Poor culture will compromise quality outcomes. Economies need quality leaders who can establish quality cultures and people with a sense of aptitude and expertise, and the personal responsibility to deliver quality outcomes.
Innovation quality
The Council recognised that trust in innovation requires the application of risk-based thinking to mitigate poor outcomes and drive positive ones. Innovation (digital, sustainable or otherwise) should be focused on humans creating value for humans, and quality management must bring the people, process and technology elements together.
The application of quality thinking for planning, assurance and control is now more relevant and challenging with complex non-physical assets, and we must avoid relying on ungoverned digital-driven decision-making. However, we need to question if the traditional quality principles are still valid and how digital and sustainability sit as part of those principles.
There are major opportunities in terms of value provision and efficiency for radically improving public services through quality management.
Dave Smith, Chair, CQI Council
Action points
- Quality practice: We need to review established quality principles and practices and ensure the quality management toolset and profession are innovation-ready.
- Professional diversity: We urgently need to engage new skills and mindsets, especially the next generation of quality professionals and data scientists, to ensure the profession is innovation-ready.
- Value of quality management: The economy needs help understanding the value of managing and improving quality through case studies and data examples, and in non-traditional formats.

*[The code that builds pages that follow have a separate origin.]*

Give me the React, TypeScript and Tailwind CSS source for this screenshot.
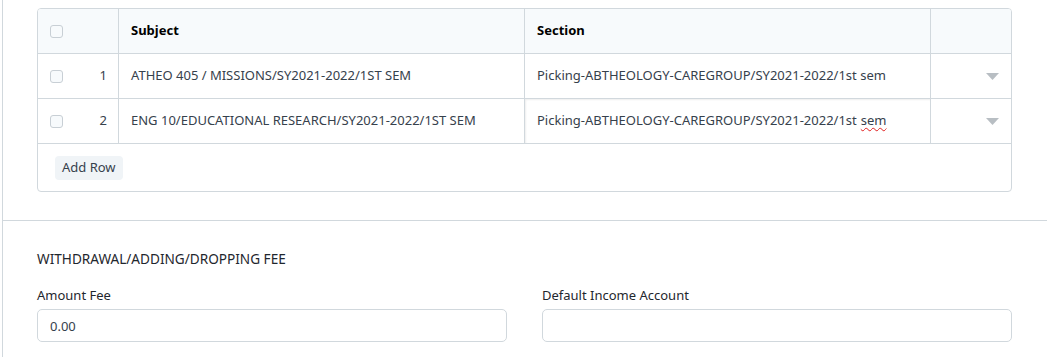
import { useState } from 'react';

const rows = [
  {
    idx: 1,
    subject: 'ATHEO 405 / MISSIONS/SY2021-2022/1ST SEM',
    section: 'Picking-ABTHEOLOGY-CAREGROUP/SY2021-2022/1st sem',
    editing: false,
  },
  {
    idx: 2,
    subject: 'ENG 10/EDUCATIONAL RESEARCH/SY2021-2022/1ST SEM',
    section: 'Picking-ABTHEOLOGY-CAREGROUP/SY2021-2022/1st',
    editing: true,
  },
];

function Check() {
  return <span className="block h-[13px] w-[13px] rounded-[3px] border border-[#c8cfd5] bg-[#f7fafc]" />;
}

function Caret() {
  return (
    <svg width="13" height="7" viewBox="0 0 13 7" className="text-[#b8bec3]">
      <path d="M0 0h13L6.5 7z" fill="currentColor" />
    </svg>
  );
}

export default function App() {
  const [fee, setFee] = useState('0.00');

  return (
    <div className="h-[357px] w-[1047px] overflow-hidden bg-white font-['Noto_Sans',sans-serif] text-[13px] text-[#36414c]">
      <div className="ml-[2px] h-full border-l border-[#d1d8dd]">
        <div className="pb-7 pl-[34px] pr-[35px] pt-2">
          <div className="overflow-hidden rounded-[4px] border border-[#d1d8dd]">
            <div className="grid h-[45px] grid-cols-[81px_406px_406px_1fr] border-b border-[#d1d8dd] bg-[#f7fafc] font-bold text-black">
              <div className="flex items-center border-r border-[#d1d8dd] pl-3">
                <Check />
              </div>
              <div className="flex items-center border-r border-[#d1d8dd] pl-3">Subject</div>
              <div className="flex items-center border-r border-[#d1d8dd] pl-3">Section</div>
              <div />
            </div>
            {rows.map((r) => (
              <div
                key={r.idx}
                className="grid h-[45px] grid-cols-[81px_406px_406px_1fr] border-b border-[#d1d8dd]"
              >
                <div className="flex items-center justify-between border-r border-[#d1d8dd] pl-3 pr-[11px]">
                  <Check />
                  <span>{r.idx}</span>
                </div>
                <div className="flex items-center border-r border-[#d1d8dd] pl-3">{r.subject}</div>
                <div
                  className={
                    r.editing
                      ? 'flex items-center border-r border-[#d1d8dd] pl-3 shadow-[inset_1px_1px_2px_rgba(0,0,0,0.07)]'
                      : 'flex items-center border-r border-[#d1d8dd] pl-3'
                  }
                >
                  {r.section}
                  {r.editing ? (
                    <span className="ml-1 underline decoration-[#e02020] decoration-wavy decoration-1 underline-offset-2">sem</span>
                  ) : null}
                </div>
                <div className="flex items-center justify-end pr-3">
                  <Caret />
                </div>
              </div>
            ))}
            <div className="flex h-[47px] items-center pl-[17px]">
              <button
                type="button"
                className="h-6 rounded-[4px] bg-[#f0f4f7] px-[7px] text-[13px] text-[#36414c]"
              >
                Add Row
              </button>
            </div>
          </div>
        </div>

        <div className="border-t border-[#d1d8dd] pl-[34px] pr-[35px] pt-[28px]">
          <div className="text-[13.6px] leading-5 text-[#1f272e]">WITHDRAWAL/ADDING/DROPPING FEE</div>
          <div className="mt-4 grid grid-cols-2 gap-[35px]">
            <label className="block">
              <span className="block text-[13px] leading-5 text-[#1f272e]">Amount Fee</span>
              <input
                value={fee}
                onChange={(e) => setFee(e.target.value)}
                className="mt-[4px] h-[33px] w-full rounded-[5px] border border-[#d1d8dd] px-3 text-[13px] text-[#36414c] outline-none"
              />
            </label>
            <label className="block">
              <span className="block text-[13px] leading-5 text-[#1f272e]">Default Income Account</span>
              <input className="mt-[4px] h-[33px] w-full rounded-[5px] border border-[#d1d8dd] px-3 text-[13px] outline-none" />
            </label>
          </div>
        </div>
      </div>
    </div>
  );
}
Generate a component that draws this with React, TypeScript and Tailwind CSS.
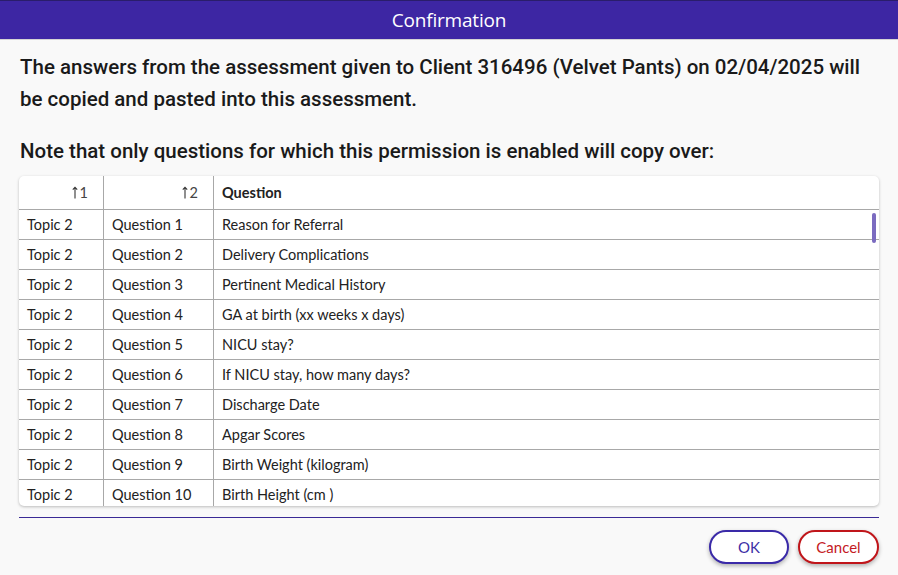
import React from "react";

const rows = [
  ["Topic 2", "Question 1", "Reason for Referral"],
  ["Topic 2", "Question 2", "Delivery Complications"],
  ["Topic 2", "Question 3", "Pertinent Medical History"],
  ["Topic 2", "Question 4", "GA at birth (xx weeks x days)"],
  ["Topic 2", "Question 5", "NICU stay?"],
  ["Topic 2", "Question 6", "If NICU stay, how many days?"],
  ["Topic 2", "Question 7", "Discharge Date"],
  ["Topic 2", "Question 8", "Apgar Scores"],
  ["Topic 2", "Question 9", "Birth Weight (kilogram)"],
  ["Topic 2", "Question 10", "Birth Height (cm )"],
];

function SortLabel({ n }: { n: number }) {
  return (
    <span className="inline-flex items-center gap-[2px] text-[14.5px] text-[#444]">
      <svg width="6" height="13" viewBox="0 0 6 13" className="mb-[1px]">
        <path d="M3 12.5V1.5M0.8 3.6L3 1.2L5.2 3.6" stroke="#333" strokeWidth="1.1" fill="none" />
      </svg>
      {n}
    </span>
  );
}

export default function App() {
  return (
    <div className="w-[898px] h-[575px] bg-[#f9f9f9] overflow-hidden">
      <div className="h-[40px] bg-[#3d26a3] border-t border-t-[#2a1d6b] border-b border-b-[#d4d4d4] flex items-center justify-center">
        <span className="text-white text-[19px] font-['Open_Sans',sans-serif] tracking-[-0.2px]">
          Confirmation
        </span>
      </div>

      <div className="px-5 pt-[11px]">
        <p className="font-['Roboto',sans-serif] font-medium text-[20.5px] leading-[32px] text-[#1a1a1a]">
          The answers from the assessment given to Client 316496 (Velvet Pants) on 02/04/2025 will
          <br />
          be copied and pasted into this assessment.
        </p>
        <p className="mt-5 font-['Roboto',sans-serif] font-medium text-[20.5px] leading-[32px] text-[#1a1a1a]">
          Note that only questions for which this permission is enabled will copy over:
        </p>

        <div className="relative mt-[9px] -mx-px bg-white rounded-[5px] shadow-[0_1px_3px_rgba(0,0,0,0.25)] overflow-hidden font-['Lato',sans-serif] text-[14.5px] text-[#222]">
          <div className="flex h-[34px] border-b border-[#a8a8a8]">
            <div className="w-[85px] border-r border-[#a8a8a8] flex items-center justify-end pr-[15px]">
              <SortLabel n={1} />
            </div>
            <div className="w-[110px] border-r border-[#a8a8a8] flex items-center justify-end pr-[15px]">
              <SortLabel n={2} />
            </div>
            <div className="flex-1 flex items-center pl-2 font-bold">Question</div>
          </div>
          <div className="h-[296px] overflow-hidden">
            {rows.map((r, i) => (
              <div key={i} className="flex h-[30px] border-b border-[#a8a8a8]">
                <div className="w-[85px] border-r border-[#a8a8a8] flex items-center pl-2">{r[0]}</div>
                <div className="w-[110px] border-r border-[#a8a8a8] flex items-center pl-2">{r[1]}</div>
                <div className="flex-1 flex items-center pl-2">{r[2]}</div>
              </div>
            ))}
          </div>
          <div className="absolute right-[3px] top-[37px] w-[4px] h-[30px] rounded-full bg-[#7b6bc0]" />
        </div>

        <div className="mt-[11px] -mx-px h-px bg-[#3a2a96]" />

        <div className="flex justify-end gap-[9px] mt-[12px] -mr-px font-['Lato',sans-serif] text-[15px]">
          <button className="w-[80px] h-[34px] rounded-full border-2 border-[#3a2aa8] bg-white text-[#3d2fa6] shadow-[0_2px_4px_rgba(0,0,0,0.3)]">
            OK
          </button>
          <button className="w-[81px] h-[34px] rounded-full border-2 border-[#c0151a] bg-white text-[#c41a1f] shadow-[0_2px_4px_rgba(0,0,0,0.3)]">
            Cancel
          </button>
        </div>
      </div>
    </div>
  );
}
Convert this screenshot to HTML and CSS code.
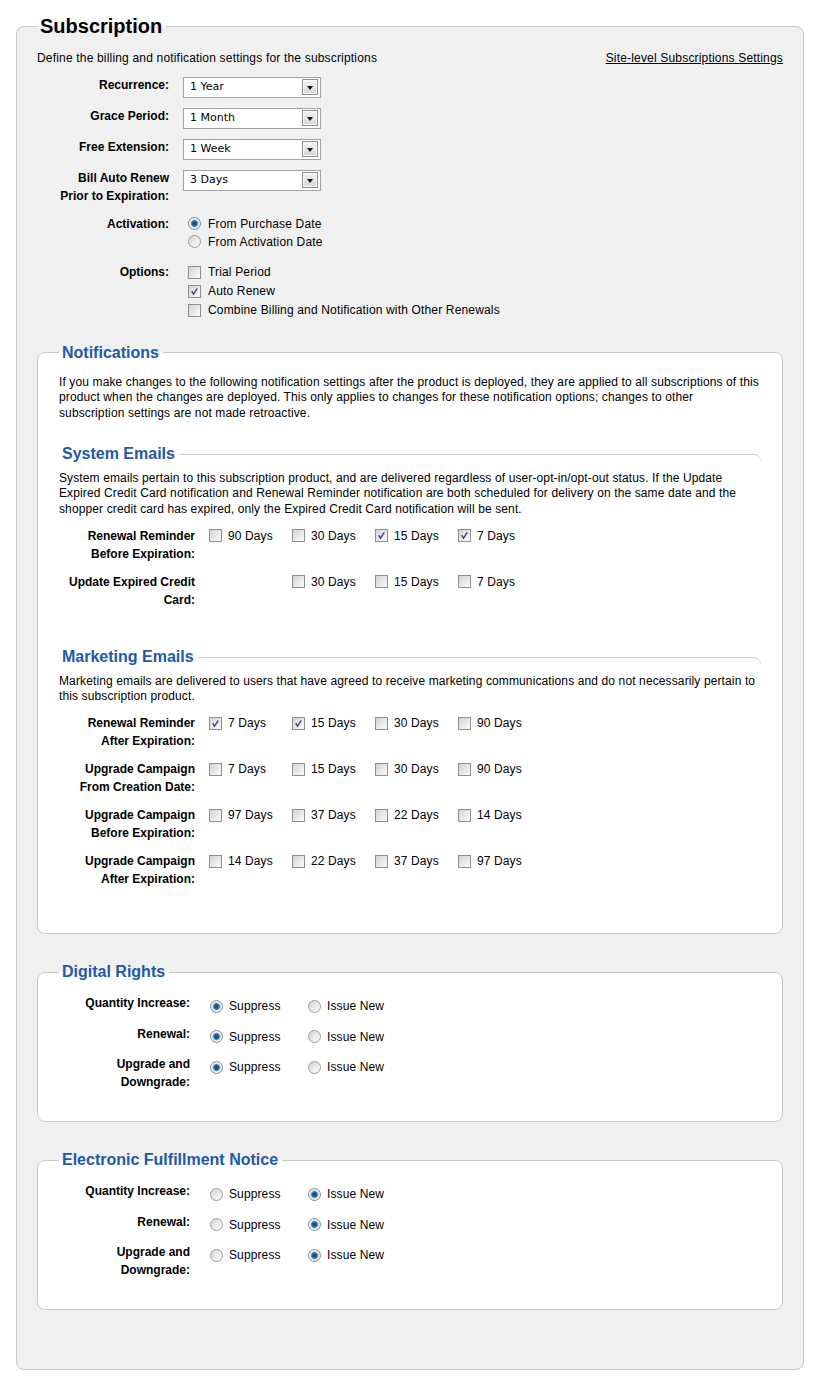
FILE: index.html
```html
<!DOCTYPE html>
<html>
<head>
<meta charset="utf-8">
<title>Subscription</title>
<link rel="stylesheet" href="styles.css">
</head>
<body>
<div class="page">
  <fieldset class="panel outer">
    <legend class="title">Subscription</legend>
    <div class="intro">
      <span>Define the billing and notification settings for the subscriptions</span>
      <a href="#" class="link">Site-level Subscriptions Settings</a>
    </div>

    <div class="form-grid">
      <div class="lbl">Recurrence:</div>
      <div class="ctl"><div class="select"><span>1 Year</span><span class="arrow"></span></div></div>

      <div class="lbl">Grace Period:</div>
      <div class="ctl"><div class="select"><span>1 Month</span><span class="arrow"></span></div></div>

      <div class="lbl">Free Extension:</div>
      <div class="ctl"><div class="select"><span>1 Week</span><span class="arrow"></span></div></div>

      <div class="lbl">Bill Auto Renew<br>Prior to Expiration:</div>
      <div class="ctl"><div class="select"><span>3 Days</span><span class="arrow"></span></div></div>

      <div class="lbl mt1">Activation:</div>
      <div class="ctl stack mt1">
        <label class="opt"><span class="rd on"></span>From Purchase Date</label>
        <label class="opt"><span class="rd"></span>From Activation Date</label>
      </div>

      <div class="lbl mt3">Options:</div>
      <div class="ctl stack tall mt3">
        <label class="opt"><span class="cb"></span>Trial Period</label>
        <label class="opt"><span class="cb"><svg viewBox="0 0 13 13"><path d="M3.2 6.2 L5.4 9.6 L9.8 2.8"/></svg></span>Auto Renew</label>
        <label class="opt"><span class="cb"></span>Combine Billing and Notification with Other Renewals</label>
      </div>
    </div>

    <fieldset class="panel box notif">
      <legend class="sec">Notifications</legend>
      <p class="txt">If you make changes to the following notification settings after the product is deployed, they are applied to all subscriptions of this product when the changes are deployed. This only applies to changes for these notification options; changes to other subscription settings are not made retroactive.</p>

      <section class="sub">
        <div class="subhead"><h3>System Emails</h3><span class="rule"></span></div>
        <p class="txt">System emails pertain to this subscription product, and are delivered regardless of user-opt-in/opt-out status. If the Update Expired Credit Card notification and Renewal Reminder notification are both scheduled for delivery on the same date and the shopper credit card has expired, only the Expired Credit Card notification will be sent.</p>
        <div class="ngrid">
          <div class="nlbl">Renewal Reminder<br>Before Expiration:</div>
          <label class="opt"><span class="cb"></span>90 Days</label>
          <label class="opt"><span class="cb"></span>30 Days</label>
          <label class="opt"><span class="cb"><svg viewBox="0 0 13 13"><path d="M3.2 6.2 L5.4 9.6 L9.8 2.8"/></svg></span>15 Days</label>
          <label class="opt"><span class="cb"><svg viewBox="0 0 13 13"><path d="M3.2 6.2 L5.4 9.6 L9.8 2.8"/></svg></span>7 Days</label>

          <div class="nlbl">Update Expired Credit<br>Card:</div>
          <div class="opt"></div>
          <label class="opt"><span class="cb"></span>30 Days</label>
          <label class="opt"><span class="cb"></span>15 Days</label>
          <label class="opt"><span class="cb"></span>7 Days</label>
        </div>
      </section>

      <section class="sub mkt">
        <div class="subhead"><h3>Marketing Emails</h3><span class="rule"></span></div>
        <p class="txt">Marketing emails are delivered to users that have agreed to receive marketing communications and do not necessarily pertain to this subscription product.</p>
        <div class="ngrid">
          <div class="nlbl">Renewal Reminder<br>After Expiration:</div>
          <label class="opt"><span class="cb"><svg viewBox="0 0 13 13"><path d="M3.2 6.2 L5.4 9.6 L9.8 2.8"/></svg></span>7 Days</label>
          <label class="opt"><span class="cb"><svg viewBox="0 0 13 13"><path d="M3.2 6.2 L5.4 9.6 L9.8 2.8"/></svg></span>15 Days</label>
          <label class="opt"><span class="cb"></span>30 Days</label>
          <label class="opt"><span class="cb"></span>90 Days</label>

          <div class="nlbl">Upgrade Campaign<br>From Creation Date:</div>
          <label class="opt"><span class="cb"></span>7 Days</label>
          <label class="opt"><span class="cb"></span>15 Days</label>
          <label class="opt"><span class="cb"></span>30 Days</label>
          <label class="opt"><span class="cb"></span>90 Days</label>

          <div class="nlbl">Upgrade Campaign<br>Before Expiration:</div>
          <label class="opt"><span class="cb"></span>97 Days</label>
          <label class="opt"><span class="cb"></span>37 Days</label>
          <label class="opt"><span class="cb"></span>22 Days</label>
          <label class="opt"><span class="cb"></span>14 Days</label>

          <div class="nlbl">Upgrade Campaign<br>After Expiration:</div>
          <label class="opt"><span class="cb"></span>14 Days</label>
          <label class="opt"><span class="cb"></span>22 Days</label>
          <label class="opt"><span class="cb"></span>37 Days</label>
          <label class="opt"><span class="cb"></span>97 Days</label>
        </div>
      </section>
    </fieldset>

    <fieldset class="panel box rights">
      <legend class="sec">Digital Rights</legend>
      <div class="rgrid">
        <div class="rlbl">Quantity Increase:</div>
        <label class="opt ro"><span class="rd on"></span>Suppress</label>
        <label class="opt ro"><span class="rd"></span>Issue New</label>

        <div class="rlbl">Renewal:</div>
        <label class="opt ro"><span class="rd on"></span>Suppress</label>
        <label class="opt ro"><span class="rd"></span>Issue New</label>

        <div class="rlbl">Upgrade and<br>Downgrade:</div>
        <label class="opt ro"><span class="rd on"></span>Suppress</label>
        <label class="opt ro"><span class="rd"></span>Issue New</label>
      </div>
    </fieldset>

    <fieldset class="panel box rights">
      <legend class="sec">Electronic Fulfillment Notice</legend>
      <div class="rgrid">
        <div class="rlbl">Quantity Increase:</div>
        <label class="opt ro"><span class="rd"></span>Suppress</label>
        <label class="opt ro"><span class="rd on"></span>Issue New</label>

        <div class="rlbl">Renewal:</div>
        <label class="opt ro"><span class="rd"></span>Suppress</label>
        <label class="opt ro"><span class="rd on"></span>Issue New</label>

        <div class="rlbl">Upgrade and<br>Downgrade:</div>
        <label class="opt ro"><span class="rd"></span>Suppress</label>
        <label class="opt ro"><span class="rd on"></span>Issue New</label>
      </div>
    </fieldset>
  </fieldset>
</div>
</body>
</html>
```

FILE: styles.css
```css
html, body {
  margin: 0;
  padding: 0;
  background: #ffffff;
}

body {
  font-family: "Liberation Sans", Arial, sans-serif;
  font-size: 12px;
  letter-spacing: 0.12px;
  color: #000;
}

.page {
  padding: 15px 16px 0 16px;
}

.panel {
  margin: 0;
  min-width: 0;
  border: 1px solid #c8c8c8;
  border-radius: 8px;
}

.outer {
  background: #f0f0f0;
  padding: 13px 20px 59px 20px;
}

.title {
  font-size: 20px;
  font-weight: bold;
  line-height: 23px;
  letter-spacing: 0;
  padding: 0 4px 0 3px;
  color: #000;
}

.intro {
  display: flex;
  justify-content: space-between;
  align-items: center;
  line-height: 15px;
  letter-spacing: 0.18px;
}

.link {
  color: #000;
  text-decoration: underline;
}

.form-grid {
  display: grid;
  grid-template-columns: 132px 1fr;
  column-gap: 14px;
  row-gap: 9px;
  margin-top: 9.5px;
}

.lbl {
  font-weight: bold;
  text-align: right;
  line-height: 18px;
  letter-spacing: 0;
}

.mt1 {
  margin-top: 1px;
}

.mt3 {
  margin-top: 3px;
}

.ctl {
  line-height: 18px;
}

.select {
  box-sizing: border-box;
  width: 138px;
  height: 21px;
  margin-top: 1px;
  border: 1px solid #a2a2a2;
  background: #fff;
  display: flex;
  align-items: center;
  justify-content: space-between;
  padding: 0 2px 0 6px;
  font-family: "DejaVu Sans", Tahoma, sans-serif;
  font-size: 11px;
  letter-spacing: 0;
}

.arrow {
  box-sizing: border-box;
  width: 16px;
  height: 16px;
  border: 1px solid #8d8d8d;
  background: linear-gradient(#f2f2f2, #d6d6d6);
  box-shadow: inset 0 0 0 1px #fbfbfb;
  display: flex;
  align-items: center;
  justify-content: center;
}

.arrow::after {
  content: "";
  margin-top: 2px;
  border-left: 3.5px solid transparent;
  border-right: 3.5px solid transparent;
  border-top: 4px solid #111;
}

.stack {
  display: flex;
  flex-direction: column;
  padding-left: 5px;
  letter-spacing: 0.16px;
}

.opt {
  display: flex;
  align-items: center;
  gap: 6px;
  height: 18px;
  line-height: 18px;
  white-space: nowrap;
}

.stack .opt {
  gap: 7px;
  height: 18px;
}

.stack.tall .opt {
  height: 19px;
}

.cb {
  box-sizing: border-box;
  width: 13px;
  height: 13px;
  flex: none;
  border: 1px solid #8e8f8f;
  background: linear-gradient(135deg, #d3d3d3 0%, #e9e9e9 55%, #fbfbfb 100%);
  display: block;
}

.cb svg {
  display: block;
  width: 11px;
  height: 11px;
}

.cb svg path {
  fill: none;
  stroke: #3d4d82;
  stroke-width: 1.7;
}

.rd {
  box-sizing: border-box;
  width: 13px;
  height: 13px;
  flex: none;
  border-radius: 50%;
  border: 1px solid #9a9a9a;
  background: linear-gradient(135deg, #d2d2d2 0%, #ececec 55%, #fdfdfd 100%);
}

.rd.on {
  border-color: #7f8c96;
  background: radial-gradient(circle at 50% 50%, #14456e 0, #1f5d8f 2px, #4f88b4 3px, #bcd6e8 3.8px, #eef2f5 4.6px, #f6f6f6 100%);
}

.box {
  background: #fff;
}

.sec {
  font-size: 16px;
  font-weight: bold;
  line-height: 18px;
  letter-spacing: 0;
  color: #2358a6;
  padding: 0 4px 0 3px;
}

.notif {
  margin-top: 24px;
  padding: 13px 20px 45px 21px;
}

.txt {
  margin: 0;
  line-height: 15.5px;
}

.sub {
  margin-top: 23.5px;
}

.sub.mkt {
  margin-top: 39px;
}

.subhead {
  display: flex;
  align-items: flex-start;
  margin-right: 1px;
}

.subhead h3 {
  margin: 0;
  font-size: 16px;
  font-weight: bold;
  line-height: 18px;
  letter-spacing: 0;
  color: #2358a6;
  padding: 0 4px 0 3px;
}

.rule {
  flex: 1;
  height: 6px;
  margin-top: 9px;
  border-top: 1px solid #cfcfcf;
  border-right: 1px solid #e2e2e2;
  border-top-right-radius: 8px;
}

.subhead + .txt {
  margin-top: 8px;
}

.ngrid {
  display: grid;
  grid-template-columns: 152px repeat(4, 83px);
  row-gap: 10px;
  margin-top: 9.5px;
}

.nlbl {
  font-weight: bold;
  text-align: right;
  line-height: 18px;
  letter-spacing: 0;
  padding-right: 16px;
}

.ngrid .opt {
  margin-left: -2px;
}

.rights {
  margin-top: 29px;
  padding: 13px 21px 30px 21px;
}

.rgrid {
  display: grid;
  grid-template-columns: 151px 98px 98px;
  row-gap: 9.5px;
}

.rlbl {
  font-weight: bold;
  text-align: right;
  line-height: 18px;
  letter-spacing: 0;
  padding-right: 20px;
}

.opt.ro {
  margin-top: 3px;
}
```
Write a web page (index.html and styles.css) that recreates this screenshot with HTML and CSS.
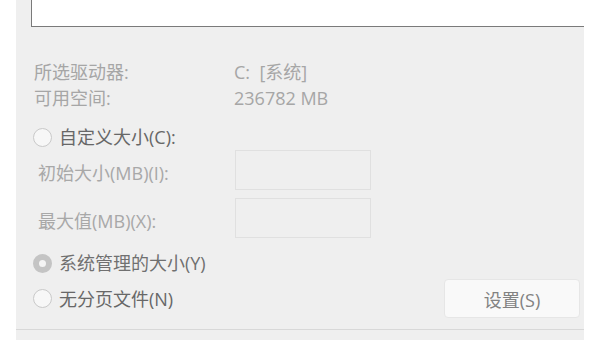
FILE: index.html
```html
<!DOCTYPE html>
<html lang="zh-CN">
<head>
<meta charset="utf-8">
<link rel="stylesheet" href="styles.css">
</head>
<body>
<div class="panel">
  <div class="drive-list"></div>
  <div class="info">
    <span class="info-label">所选驱动器:</span><span class="info-value">C:&nbsp; [系统]</span>
    <span class="info-label">可用空间:</span><span class="info-value">236782 MB</span>
  </div>
  <div class="radio-row radio-custom">
    <span class="radio"></span><span class="radio-text">自定义大小(C):</span>
  </div>
  <div class="size-fields">
    <div class="field-row"><span class="field-label">初始大小(MB)(I):</span><span class="field-input"></span></div>
    <div class="field-row"><span class="field-label">最大值(MB)(X):</span><span class="field-input"></span></div>
  </div>
  <div class="radio-row radio-system">
    <span class="radio checked"></span><span class="radio-text">系统管理的大小(Y)</span>
  </div>
  <div class="radio-row radio-none">
    <span class="radio"></span><span class="radio-text">无分页文件(N)</span>
    <button class="set-btn">设置(S)</button>
  </div>
  <div class="separator"></div>
</div>
</body>
</html>
```

FILE: styles.css
```css
html, body {
  margin: 0;
  padding: 0;
  background: #ffffff;
}
body {
  font-family: "Open Sans", "Noto Sans CJK SC", sans-serif;
  font-size: 18px;
}
.panel {
  margin-left: 16px;
  width: 568px;
  height: 340px;
  background: #efefef;
  overflow: hidden;
  display: flex;
  flex-direction: column;
}
.drive-list {
  margin-left: 15px;
  width: 600px;
  height: 27px;
  box-sizing: border-box;
  background: #ffffff;
  border-left: 1px solid #7a7a7a;
  border-bottom: 1px solid #7a7a7a;
  flex-shrink: 0;
}
.info {
  margin-top: 32px;
  padding-left: 18px;
  display: grid;
  grid-template-columns: 200px 1fr;
  grid-auto-rows: 26px;
  line-height: 26px;
  color: #a6a6a6;
}
.radio-row {
  display: flex;
  align-items: center;
  padding-left: 17px;
  line-height: 26px;
  color: #676767;
}
.radio-custom {
  margin-top: 13px;
  height: 26px;
}
.radio {
  width: 19px;
  height: 19px;
  box-sizing: border-box;
  border-radius: 50%;
  border: 1px solid #c9c9c9;
  background: #f7f7f7;
  margin-right: 7px;
  flex-shrink: 0;
}
.radio.checked {
  border: 6px solid #c4c4c4;
  background: #f4f4f4;
}
.size-fields {
  display: flex;
  flex-direction: column;
  gap: 8px;
}
.field-row {
  display: flex;
  align-items: center;
  height: 40px;
  padding-left: 22px;
  color: #a8a8a8;
}
.field-label {
  width: 197px;
  padding-top: 3px;
}
.field-input {
  width: 136px;
  height: 40px;
  box-sizing: border-box;
  border: 1px solid #e0e0e0;
  background: #efefef;
}
.radio-system {
  margin-top: 12px;
  height: 26px;
  color: #707070;
}
.radio-none {
  margin-top: 3px;
  height: 39px;
}
.set-btn {
  margin-left: auto;
  margin-right: 4px;
  width: 136px;
  height: 39px;
  box-sizing: border-box;
  border: 1px solid #e6e6e6;
  border-radius: 4px;
  background: #f9f9f9;
  color: #828282;
  font-family: inherit;
  font-size: 18px;
  padding: 0;
}
.separator {
  margin-top: 11px;
  border-top: 1px solid #d8d8d8;
}
```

- Standards: We must advocate for non-prescriptive, principles-based standards to support performance improvement and innovation.
Next steps
The CQI Board of Trustees will review the detailed advice and suggestions from the Council at its next meeting as part of its ongoing strategy review. The feedback is especially pertinent to how we achieve our vision of quality management and the quality profession (see CQI 2030 Strategy).
Thank you
I would like to express our sincere gratitude to all ordinary and stakeholder members for their invaluable contributions and collaborative spirit. This was my last meeting as Chair of the Council and I thank all members of this, and the previous Membership Council for their dedication, commitment and support of the CQI and the quality profession.